For gifts, it helps to decide early whether you need the physical portrait in hand by a certain date, or whether receiving the proof by then would still work. Sometimes a framed print is essential. Other times, showing the finished artwork and letting the printed version follow shortly after is still a lovely way to mark the occasion.
How to get your portrait faster without cutting corners
If you want the process to move as smoothly as possible, a few simple choices make a real difference. Start with your best photo. Choose one where faces are clear, features are visible, and the lighting is natural. If you are submitting a pet photo, pick one where the eyes are sharp and the fur detail can be seen properly.
It also helps to be clear about what you want from the start. Include any names, dates, wording, or special requests when placing the order rather than adding them later. If you are combining multiple photos, send the strongest options you have and explain who should be included.
Once your proof arrives, review it promptly and give direct feedback if anything needs adjusting. Clear comments save time. Vague notes tend to create back and forth, which slows the process for everyone.
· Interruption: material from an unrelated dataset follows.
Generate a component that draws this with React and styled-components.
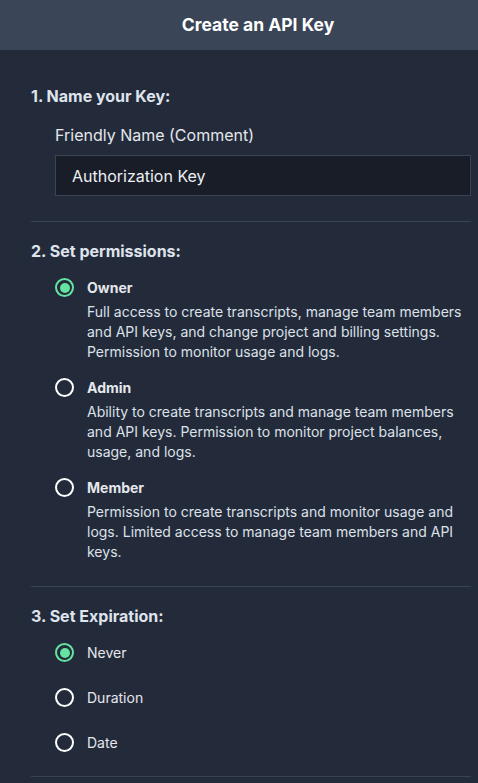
import React from "react";
import styled, { createGlobalStyle } from "styled-components";

const Global = createGlobalStyle`
  html, body { margin: 0; padding: 0; background: #232b3b; }
  body { font-family: Inter, "Noto Sans", sans-serif; -webkit-font-smoothing: antialiased; }
  * { box-sizing: border-box; }
`;

const Page = styled.div`
  width: 478px;
  min-height: 783px;
  background: #232b3b;
  color: #e5e7eb;
`;

const Header = styled.header`
  height: 50px;
  background: #3a4557;
  display: flex;
  align-items: center;
  justify-content: center;
  padding-left: 38px;
`;

const Title = styled.h1`
  margin: 0;
  font-size: 17.5px;
  font-weight: 700;
  color: #ffffff;
  line-height: 22px;
`;

const Body = styled.div`
  padding: 36px 7px 0 31px;
`;

const Section = styled.section`
  border-bottom: 1px solid #374253;
  padding-bottom: ${(p) => p.$pb || 24}px;
  & + & { padding-top: 19px; }
`;

const Heading = styled.h2`
  margin: 0;
  font-size: 16px;
  font-weight: 700;
  line-height: 20px;
  color: #dfe3ec;
`;

const Indent = styled.div`
  padding-left: 24px;
  margin-top: ${(p) => p.$mt || 17}px;
  display: flex;
  flex-direction: column;
  gap: ${(p) => p.$gap || 0}px;
`;

const FieldLabel = styled.label`
  font-size: 16px;
  line-height: 20px;
  color: #e5e7eb;
  margin-bottom: 10px;
`;

const Input = styled.input`
  height: 41px;
  width: 100%;
  background: #181d28;
  border: 1px solid #3a4455;
  color: #eef0f4;
  font-family: Inter, "Noto Sans", sans-serif;
  font-size: 16px;
  padding: 0 16px;
  outline: none;
`;

const Option = styled.div`
  display: grid;
  grid-template-columns: 20px 1fr;
  column-gap: 12px;
  align-items: start;
`;

const Radio = styled.span`
  width: 19px;
  height: 19px;
  margin-top: 0;
  border-radius: 50%;
  border: 2px solid ${(p) => (p.$checked ? "#64e3a1" : "#ffffff")};
  display: flex;
  align-items: center;
  justify-content: center;
  &::after {
    content: "";
    display: ${(p) => (p.$checked ? "block" : "none")};
    width: 10px;
    height: 10px;
    border-radius: 50%;
    background: #64e3a1;
  }
`;

const OptionTitle = styled.div`
  font-size: 14px;
  line-height: 20px;
  font-weight: ${(p) => (p.$bold ? 700 : 400)};
  color: #e5e7eb;
`;

const OptionDesc = styled.p`
  margin: 4px 0 0;
  font-size: 14px;
  line-height: 20px;
  color: #dde1e8;
  grid-column: 2;
`;

const roles = [
  {
    name: "Owner",
    checked: true,
    desc: "Full access to create transcripts, manage team members and API keys, and change project and billing settings. Permission to monitor usage and logs.",
  },
  {
    name: "Admin",
    desc: "Ability to create transcripts and manage team members and API keys. Permission to monitor project balances, usage, and logs.",
  },
  {
    name: "Member",
    desc: "Permission to create transcripts and monitor usage and logs. Limited access to manage team members and API keys.",
  },
];

const expirations = [
  { name: "Never", checked: true },
  { name: "Duration" },
  { name: "Date" },
];

export default function App() {
  return (
    <Page>
      <Global />
      <Header>
        <Title>Create an API Key</Title>
      </Header>
      <Body>
        <Section $pb={25}>
          <Heading>1. Name your Key:</Heading>
          <Indent $mt={19}>
            <FieldLabel>Friendly Name (Comment)</FieldLabel>
            <Input defaultValue="Authorization Key" />
          </Indent>
        </Section>
        <Section>
          <Heading>2. Set permissions:</Heading>
          <Indent $gap={16}>
            {roles.map((r) => (
              <Option key={r.name}>
                <Radio $checked={r.checked} />
                <OptionTitle $bold>{r.name}</OptionTitle>
                <OptionDesc>{r.desc}</OptionDesc>
              </Option>
            ))}
          </Indent>
        </Section>
        <Section $pb={23}>
          <Heading>3. Set Expiration:</Heading>
          <Indent $mt={17} $gap={25}>
            {expirations.map((e) => (
              <Option key={e.name}>
                <Radio $checked={e.checked} />
                <OptionTitle>{e.name}</OptionTitle>
              </Option>
            ))}
          </Indent>
        </Section>
      </Body>
    </Page>
  );
}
And if your portrait is for a birthday, anniversary, or holiday, do not leave it until the final week. Personal gifts nearly always feel more impressive than off-the-shelf ones, but they do need a little breathing room.
Is a longer portrait timeline worth it?
For most people, yes. A hand-drawn portrait is not just another product passing through a checkout. It is a gift built around someone specific - their face, their family, their pet, their memory. That emotional value is exactly why people are willing to wait a few days for real artwork rather than choosing something instant and forgettable.
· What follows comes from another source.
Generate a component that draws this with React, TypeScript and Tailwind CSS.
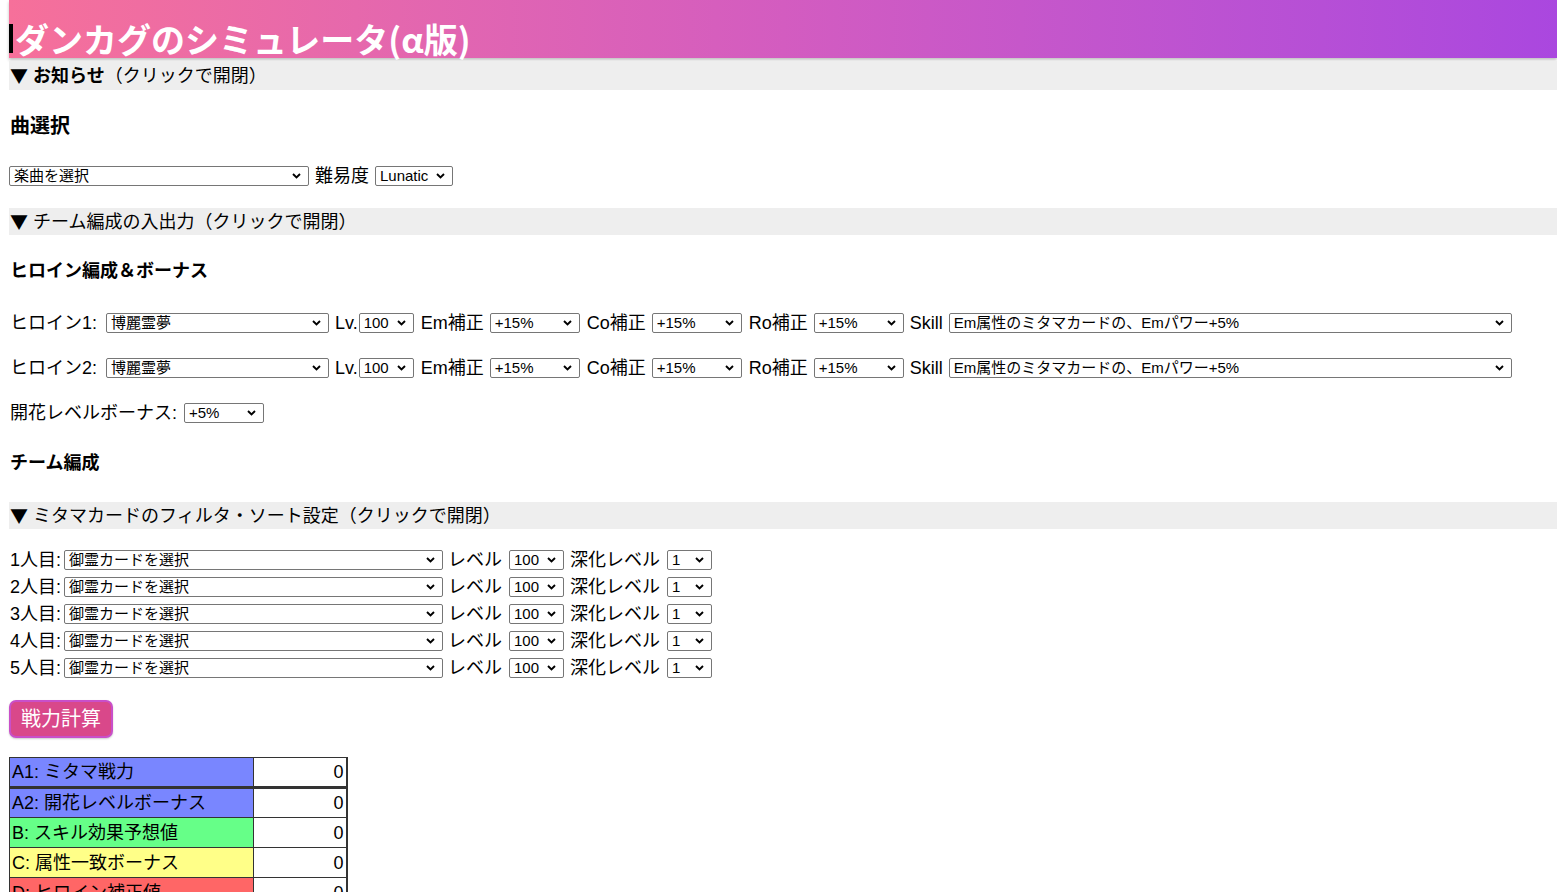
import React from "react";

const FONT = "font-['Liberation_Sans','Noto_Sans_CJK_JP',sans-serif]";

function Chevron() {
  return (
    <svg
      className="pointer-events-none absolute right-[8px] top-[7px]"
      width="9"
      height="6"
      viewBox="0 0 9 6"
    >
      <path d="M1 1l3.5 3.5L8 1" stroke="#000" strokeWidth="1.9" fill="none" />
    </svg>
  );
}

function Sel({ w, value }: { w: string; value: string }) {
  return (
    <span className={`relative inline-flex h-[20px] shrink-0 ${w}`}>
      <select
        defaultValue={value}
        className={`${FONT} appearance-none w-full h-full border border-[#767676] rounded-[2px] bg-white pl-[4px] pr-[18px] text-[15px] leading-[18px] text-black outline-none`}
      >
        <option>{value}</option>
      </select>
      <Chevron />
    </span>
  );
}

function Summary({ children, h }: { children: React.ReactNode; h: string }) {
  return (
    <div className={`${h} bg-[#eeeeee] flex items-center text-[18px] leading-[24px] pl-[1px]`}>
      <span className="mr-[5px] font-['Noto_Sans_CJK_JP',sans-serif] text-[18px] -translate-y-[1px]">▼</span>
      {children}
    </div>
  );
}

function HeroineRow({ n, mt }: { n: number; mt: string }) {
  return (
    <div className={`${mt} h-[20px] flex items-center text-[18px] leading-[20px] pl-[1px]`}>
      <span className="w-[96px]">ヒロイン{n}:</span>
      <Sel w="w-[223px]" value="博麗霊夢" />
      <span className="ml-[6px] mr-[1px]">Lv.</span>
      <Sel w="w-[55px]" value="100" />
      <span className="ml-[7px] mr-[6px]">Em補正</span>
      <Sel w="w-[90px]" value="+15%" />
      <span className="ml-[7px] mr-[6px]">Co補正</span>
      <Sel w="w-[90px]" value="+15%" />
      <span className="ml-[7px] mr-[6px]">Ro補正</span>
      <Sel w="w-[90px]" value="+15%" />
      <span className="ml-[6px] mr-[6px]">Skill</span>
      <Sel w="w-[563px]" value="Em属性のミタマカードの、Emパワー+5%" />
    </div>
  );
}

function CardRow({ n, mt }: { n: number; mt: string }) {
  return (
    <div className={`${mt} h-[20px] flex items-center text-[18px] leading-[20px] pl-[1px]`}>
      <span className="w-[54px]">{n}人目:</span>
      <Sel w="w-[379px]" value="御霊カードを選択" />
      <span className="ml-[5px] mr-[7px]">レベル</span>
      <Sel w="w-[55px]" value="100" />
      <span className="ml-[6px] mr-[7px]">深化レベル</span>
      <Sel w="w-[45px]" value="1" />
    </div>
  );
}

const rows: { label: string; bg: string; border: string }[] = [
  { label: "A1: ミタマ戦力", bg: "bg-[#7986ff]", border: "border-b-[3px]" },
  { label: "A2: 開花レベルボーナス", bg: "bg-[#7986ff]", border: "border-b" },
  { label: "B: スキル効果予想値", bg: "bg-[#66ff88]", border: "border-b" },
  { label: "C: 属性一致ボーナス", bg: "bg-[#ffff88]", border: "border-b" },
  { label: "D: ヒロイン補正値", bg: "bg-[#ff6666]", border: "border-b" },
];

export default function App() {
  return (
    <div className={`${FONT} min-h-screen bg-white text-black pl-[9px] overflow-hidden`}>
      <header className="h-[58px] bg-gradient-to-r from-[#f6709a] via-[#d35cc0] to-[#aa47df] shadow-[0_2px_3px_rgba(0,0,0,0.25)] flex items-end">
        <div className="h-[29px] mb-[5px] border-l-4 border-black pl-[2px] flex items-end">
          <h1 className="text-white font-bold text-[34px] leading-[34px] whitespace-nowrap translate-y-[3px] font-['Noto_Sans_CJK_JP',sans-serif]">
            ダンカグのシミュレータ(α版)
          </h1>
        </div>
      </header>

      <div className="mt-[3px]">
        <Summary h="h-[29px]">
          <span className="font-bold">お知らせ</span>
          <span>（クリックで開閉）</span>
        </Summary>
      </div>

      <h3 className="mt-[24px] h-[24px] leading-[24px] text-[20px] font-bold pl-[1px]">曲選択</h3>

      <div className="mt-[28px] h-[20px] flex items-center text-[18px] leading-[20px]">
        <Sel w="w-[300px]" value="楽曲を選択" />
        <span className="ml-[6px] mr-[6px]">難易度</span>
        <Sel w="w-[78px]" value="Lunatic" />
      </div>

      <div className="mt-[22px]">
        <Summary h="h-[27px]">
          <span>チーム編成の入出力（クリックで開閉）</span>
        </Summary>
      </div>

      <h4 className="mt-[24px] h-[24px] leading-[24px] text-[18px] font-bold pl-[1px]">
        ヒロイン編成＆ボーナス
      </h4>

      <HeroineRow n={1} mt="mt-[30px]" />
      <HeroineRow n={2} mt="mt-[25px]" />

      <div className="mt-[25px] h-[20px] flex items-center text-[18px] leading-[20px] pl-[1px]">
        <span className="mr-[7px]">開花レベルボーナス:</span>
        <Sel w="w-[80px]" value="+5%" />
      </div>

      <h4 className="mt-[28px] h-[24px] leading-[24px] text-[18px] font-bold pl-[1px]">チーム編成</h4>

      <div className="mt-[27px]">
        <Summary h="h-[27px]">
          <span>ミタマカードのフィルタ・ソート設定（クリックで開閉）</span>
        </Summary>
      </div>

      <CardRow n={1} mt="mt-[21px]" />
      <CardRow n={2} mt="mt-[7px]" />
      <CardRow n={3} mt="mt-[7px]" />
      <CardRow n={4} mt="mt-[7px]" />
      <CardRow n={5} mt="mt-[7px]" />

      <button className="mt-[22px] h-[38px] w-[104px] rounded-[7px] border-2 border-[#c94fc9] bg-[#d9488a] text-white text-[20px] leading-[24px] flex items-center justify-center shadow-[0_1px_2px_rgba(0,0,0,0.2)]">
        戦力計算
      </button>

      <table className="mt-[19px] border-collapse border-l border-t border-r-2 border-[#333] text-[18px] leading-[20px]">
        <tbody>
          {rows.map((r) => (
            <tr key={r.label} className={`h-[30px] ${r.border} border-[#333]`}>
              <td className={`${r.bg} w-[244px] border-r border-[#333] pl-[2px] whitespace-nowrap`}>{r.label}</td>
              <td className="w-[93px] bg-white text-right pr-[2px]">0</td>
            </tr>
          ))}
        </tbody>
      </table>
    </div>
  );
}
There is a trade-off here, of course. If you need something this afternoon, a custom portrait may not be the right fit. But if you can allow enough time for a real artist to do the work properly, the result usually feels far more personal. That is what gets the tears, the long hugs, and the messages afterwards saying, "I can't believe how perfect this is."
So, how long do portraits take? Usually long enough to be made with care, but not so long that gift giving becomes stressful if you order in good time. If you start with a clear photo, respond quickly to your proof, and leave a sensible window for printing and post, the process is straightforward. And when the finished portrait lands, it rarely feels like time wasted - it feels like time well spent on something that actually means something.
If the person you are buying for matters deeply, giving a portrait a few days to come to life is often the easiest part of making the gift unforgettable.